## START

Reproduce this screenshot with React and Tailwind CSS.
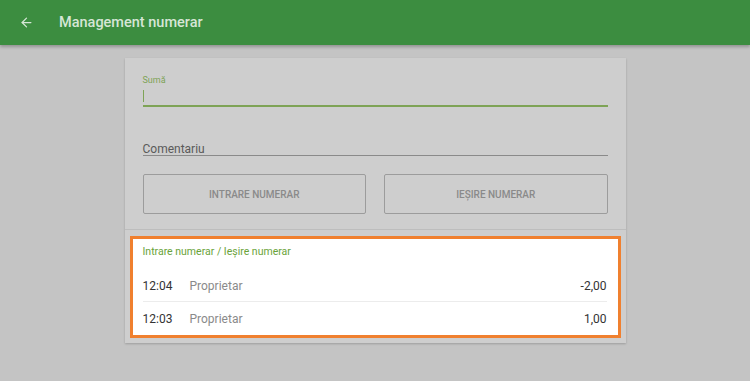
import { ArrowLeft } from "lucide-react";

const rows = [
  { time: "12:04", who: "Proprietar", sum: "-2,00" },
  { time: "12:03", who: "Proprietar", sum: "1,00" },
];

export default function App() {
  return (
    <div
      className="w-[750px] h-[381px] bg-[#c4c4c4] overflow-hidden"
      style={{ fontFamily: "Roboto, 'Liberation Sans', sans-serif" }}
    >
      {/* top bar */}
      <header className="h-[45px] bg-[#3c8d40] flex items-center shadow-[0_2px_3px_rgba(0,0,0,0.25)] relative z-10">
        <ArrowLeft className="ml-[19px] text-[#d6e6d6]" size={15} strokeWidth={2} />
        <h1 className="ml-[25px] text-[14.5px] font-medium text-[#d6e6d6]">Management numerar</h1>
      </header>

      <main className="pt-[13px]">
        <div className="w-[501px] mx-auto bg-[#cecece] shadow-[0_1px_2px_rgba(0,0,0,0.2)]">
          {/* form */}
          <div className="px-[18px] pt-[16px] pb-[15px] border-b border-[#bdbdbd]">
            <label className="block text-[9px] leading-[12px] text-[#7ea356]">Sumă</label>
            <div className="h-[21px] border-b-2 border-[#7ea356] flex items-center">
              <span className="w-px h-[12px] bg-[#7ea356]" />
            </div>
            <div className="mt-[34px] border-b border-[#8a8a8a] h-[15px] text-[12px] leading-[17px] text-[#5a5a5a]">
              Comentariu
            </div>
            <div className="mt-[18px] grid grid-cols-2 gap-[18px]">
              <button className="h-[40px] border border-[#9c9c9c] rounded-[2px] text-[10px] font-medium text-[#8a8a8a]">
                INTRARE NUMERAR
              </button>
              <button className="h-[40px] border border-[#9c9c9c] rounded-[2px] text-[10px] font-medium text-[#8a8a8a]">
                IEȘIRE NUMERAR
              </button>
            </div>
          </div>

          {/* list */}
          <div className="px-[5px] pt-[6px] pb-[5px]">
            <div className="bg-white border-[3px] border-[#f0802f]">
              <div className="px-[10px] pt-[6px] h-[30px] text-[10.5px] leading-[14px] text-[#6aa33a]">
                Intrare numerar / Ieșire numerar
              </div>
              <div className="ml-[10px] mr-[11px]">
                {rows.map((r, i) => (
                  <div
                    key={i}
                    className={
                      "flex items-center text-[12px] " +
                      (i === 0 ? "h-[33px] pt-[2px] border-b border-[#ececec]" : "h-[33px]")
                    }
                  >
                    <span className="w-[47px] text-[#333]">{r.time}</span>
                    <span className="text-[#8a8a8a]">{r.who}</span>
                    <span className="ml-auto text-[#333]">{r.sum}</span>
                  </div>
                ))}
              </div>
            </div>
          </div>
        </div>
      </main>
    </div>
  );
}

## END

[EXERCISE]: In the copy, include no pictures; restate the listing above exactly.

[REPLY]:
Reproduce this screenshot with React and Tailwind CSS.
import { ArrowLeft } from "lucide-react";

const rows = [
  { time: "12:04", who: "Proprietar", sum: "-2,00" },
  { time: "12:03", who: "Proprietar", sum: "1,00" },
];

export default function App() {
  return (
    <div
      className="w-[750px] h-[381px] bg-[#c4c4c4] overflow-hidden"
      style={{ fontFamily: "Roboto, 'Liberation Sans', sans-serif" }}
    >
      {/* top bar */}
      <header className="h-[45px] bg-[#3c8d40] flex items-center shadow-[0_2px_3px_rgba(0,0,0,0.25)] relative z-10">
        <ArrowLeft className="ml-[19px] text-[#d6e6d6]" size={15} strokeWidth={2} />
        <h1 className="ml-[25px] text-[14.5px] font-medium text-[#d6e6d6]">Management numerar</h1>
      </header>

      <main className="pt-[13px]">
        <div className="w-[501px] mx-auto bg-[#cecece] shadow-[0_1px_2px_rgba(0,0,0,0.2)]">
          {/* form */}
          <div className="px-[18px] pt-[16px] pb-[15px] border-b border-[#bdbdbd]">
            <label className="block text-[9px] leading-[12px] text-[#7ea356]">Sumă</label>
            <div className="h-[21px] border-b-2 border-[#7ea356] flex items-center">
              <span className="w-px h-[12px] bg-[#7ea356]" />
            </div>
            <div className="mt-[34px] border-b border-[#8a8a8a] h-[15px] text-[12px] leading-[17px] text-[#5a5a5a]">
              Comentariu
            </div>
            <div className="mt-[18px] grid grid-cols-2 gap-[18px]">
              <button className="h-[40px] border border-[#9c9c9c] rounded-[2px] text-[10px] font-medium text-[#8a8a8a]">
                INTRARE NUMERAR
              </button>
              <button className="h-[40px] border border-[#9c9c9c] rounded-[2px] text-[10px] font-medium text-[#8a8a8a]">
                IEȘIRE NUMERAR
              </button>
            </div>
          </div>

          {/* list */}
          <div className="px-[5px] pt-[6px] pb-[5px]">
            <div className="bg-white border-[3px] border-[#f0802f]">
              <div className="px-[10px] pt-[6px] h-[30px] text-[10.5px] leading-[14px] text-[#6aa33a]">
                Intrare numerar / Ieșire numerar
              </div>
              <div className="ml-[10px] mr-[11px]">
                {rows.map((r, i) => (
                  <div
                    key={i}
                    className={
                      "flex items-center text-[12px] " +
                      (i === 0 ? "h-[33px] pt-[2px] border-b border-[#ececec]" : "h-[33px]")
                    }
                  >
                    <span className="w-[47px] text-[#333]">{r.time}</span>
                    <span className="text-[#8a8a8a]">{r.who}</span>
                    <span className="ml-auto text-[#333]">{r.sum}</span>
                  </div>
                ))}
              </div>
            </div>
          </div>
        </div>
      </main>
    </div>
  );
}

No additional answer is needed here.